Nunca se casou, não podia preterir várias mulheres em benefício de uma só. Era questão de generosidade. Não teve filhos, tinha apenas um irmão, que morreu jovem, antes dos seus pais, que morreram logo em seguida. “O câncer levou papai e pouco depois a tristeza levou mamãe”, recorda seu Marinho a mais linda história de amor que conhece, como se fosse ontem, com voz rouca, arrastada e com uma lucidez encantadora.

Estudou pouco, na escola, pois na vida não perdia a oportunidade de desvendar cada segredo. “Sempre gostei de ler. Lia o dia, a noite, as mulheres, mas lia também muitos poemas, eles me ajudavam com as mulheres”, confessou. Marinho era bom com os discursos, gostava de sugerir palavras a serem narradas pelo pai, em suas peregrinações políticas pela província. Um marqueteiro. “Certa vez escrevi uma carta. Era uma carta para Hitler, para que ele pudesse justificar seu suicídio com poesia”, lembra.
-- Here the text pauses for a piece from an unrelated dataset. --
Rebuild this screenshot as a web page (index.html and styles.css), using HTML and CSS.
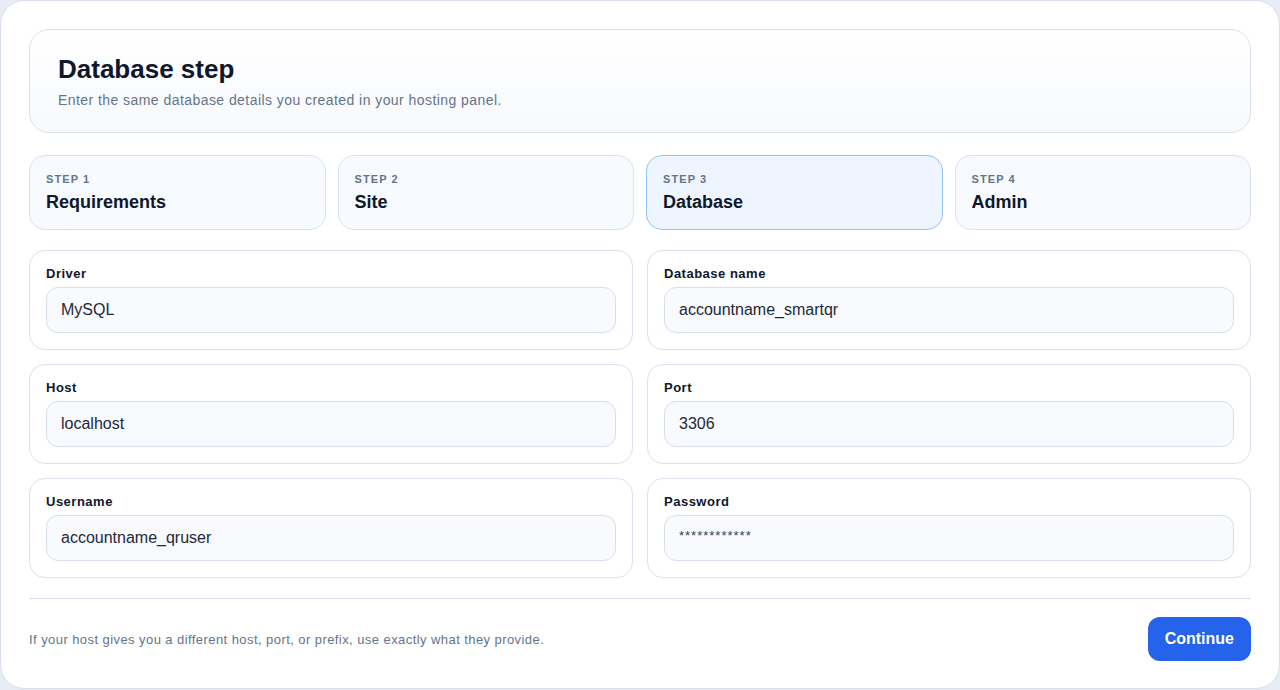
FILE: index.html
```html
<!DOCTYPE html>
<html>
<head>
<meta charset="utf-8">
<link rel="stylesheet" href="styles.css">
</head>
<body>
<div class="card">
  <div class="header">
    <h1>Database step</h1>
    <p>Enter the same database details you created in your hosting panel.</p>
  </div>
  <div class="steps">
    <div class="step"><div class="step-num">STEP 1</div><div class="step-name">Requirements</div></div>
    <div class="step"><div class="step-num">STEP 2</div><div class="step-name">Site</div></div>
    <div class="step active"><div class="step-num">STEP 3</div><div class="step-name">Database</div></div>
    <div class="step"><div class="step-num">STEP 4</div><div class="step-name">Admin</div></div>
  </div>
  <div class="fields">
    <div class="field"><label>Driver</label><div class="input">MySQL</div></div>
    <div class="field"><label>Database name</label><div class="input">accountname_smartqr</div></div>
    <div class="field"><label>Host</label><div class="input">localhost</div></div>
    <div class="field"><label>Port</label><div class="input">3306</div></div>
    <div class="field"><label>Username</label><div class="input">accountname_qruser</div></div>
    <div class="field"><label>Password</label><div class="input pw">************</div></div>
  </div>
  <div class="footer">
    <p>If your host gives you a different host, port, or prefix, use exactly what they provide.</p>
    <button class="btn">Continue</button>
  </div>
</div>
</body>
</html>
```
FILE: styles.css
```css
* { box-sizing: border-box; }
html, body { margin: 0; padding: 0; }
body {
  background: #e8edf5;
  font-family: "Liberation Sans", Arial, Helvetica, sans-serif;
  color: #0f172a;
}
.card {
  width: 1280px;
  height: 689px;
  background: #ffffff;
  border: 1px solid #d6dfeb;
  border-radius: 24px;
  padding: 28px 28px 0 28px;
}
.header {
  border: 1px solid #d9e2ee;
  border-radius: 20px;
  background: linear-gradient(180deg, #ffffff 0%, #f7f9fd 100%);
  padding: 24px 28px 22px 28px;
  height: 104px;
}
.header h1 {
  margin: 0 0 6px 0;
  font-size: 26px;
  line-height: 30px;
  font-weight: 700;
  color: #0f172a;
}
.header p {
  margin: 0;
  font-size: 14px;
  line-height: 20px;
  letter-spacing: 0.44px;
  color: #64748b;
}
.steps {
  margin-top: 22px;
  display: grid;
  grid-template-columns: repeat(4, 1fr);
  gap: 12px;
}
.step {
  height: 75px;
  border: 1px solid #d9e2ee;
  border-radius: 16px;
  background: #f7faff;
  padding: 16px 16px 0 16px;
}
.step.active {
  background: #eef5ff;
  border-color: #93c5fd;
}
.step-num {
  font-size: 11px;
  line-height: 14px;
  font-weight: 700;
  letter-spacing: 0.1em;
  color: #64748b;
}
.step-name {
  margin-top: 5px;
  font-size: 18px;
  line-height: 22px;
  font-weight: 700;
  color: #0f172a;
}
.fields {
  margin-top: 20px;
  display: grid;
  grid-template-columns: 1fr 1fr;
  column-gap: 14px;
  row-gap: 14px;
}
.field {
  border: 1px solid #d9e2ee;
  border-radius: 16px;
  background: #ffffff;
  padding: 15px 16px 16px 16px;
  height: 100px;
}
.field label {
  display: block;
  font-size: 13px;
  line-height: 15px;
  font-weight: 700;
  letter-spacing: 0.5px;
  color: #0f172a;
  margin-bottom: 6px;
}
.input {
  height: 46px;
  border: 1px solid #d6dfeb;
  border-radius: 12px;
  background: #f8fafd;
  padding: 0 14px;
  display: flex;
  align-items: center;
  font-size: 16px;
  color: #1e293b;
}
.input.pw {
  font-size: 13px;
  align-items: flex-start;
  padding-top: 12px;
  letter-spacing: 1px;
  color: #334155;
}
.footer {
  margin-top: 20px;
  border-top: 1px solid #d6dfeb;
  padding-top: 18px;
  display: flex;
  justify-content: space-between;
  align-items: center;
}
.footer p {
  margin: 0;
  font-size: 13px;
  letter-spacing: 0.43px;
  color: #64748b;
}
.btn {
  height: 44px;
  padding: 0 17px;
  border: none;
  border-radius: 12px;
  background: #2563eb;
  color: #ffffff;
  font-family: "Liberation Sans", Arial, sans-serif;
  font-size: 16px;
  font-weight: 700;
}
```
“Sinto orgulho do meu pai, mas não do político. Descobri que a política era o lugar onde ele depositava seus vícios morais, sua corrupção. Como acredito que todo homem é corrupto, vejo a política como o depósito pútrido da imperfeição. Ainda assim, não perco um noticiário. Quando alguma enfermeira aparece com mais humor e paciência, peço para que leia o jornal que chega aqui, mesmo que seja da semana passada. Agora, então, estou adorando ver o circo pegar fogo. Acha que não entendo? Entendo, sim, e gosto de olhar estes homens, que são chulos – na minha época eram eruditos -, zombarem uns dos outros, e todos, da sociedade. Gosto de vê-los com medo na cara, com as mãos trêmulas como as minhas, mas de pavor, gosto de vê-los, uns interrogando aos outros”, fala.

Olha só, o caso Cachoeira é assunto comentado no asilo de Itaberaí. Debilitados, os senhores riem e discutem, com a sabedoria de quem já não tateia no escuro. “Na minha época, filha, política era pra gente mais sabida, não pra bicheiro. Quanta ousadia quererem cuspir na minha cara, estes, que são comandados pelos jogos de azar, mas não devem conhecer uma combinação de poker. Pareço, mas não sou bobo, não. Se tivesse dinheiro e um pouquinho de forças nas pernas, iria a Brasília. Faria uma visita ao que se acha o sabichão. Queria dizer a ele que, na vida, esperto mesmo é quem sabe reconhecer outro esperto. Esse não faz negócio com qualquer um, não confia em quem já foi chamado de moleque e não é preso, não. Laranja bonita na beira da estrada, Zé, ou tá bichada, ou tem marimbondo no pé”, conclui cantando.

Obrigada, senhor Marinho. Em poucas horas pude conhecer, viver, falar, beber, cheirar, tragar, tocar Política. Sua existência é digna da lembrança, da memória. Este senhor do Lar Auta de Sousa deu à luz. Ganhei um dia! Ganhei o último domingo de maio!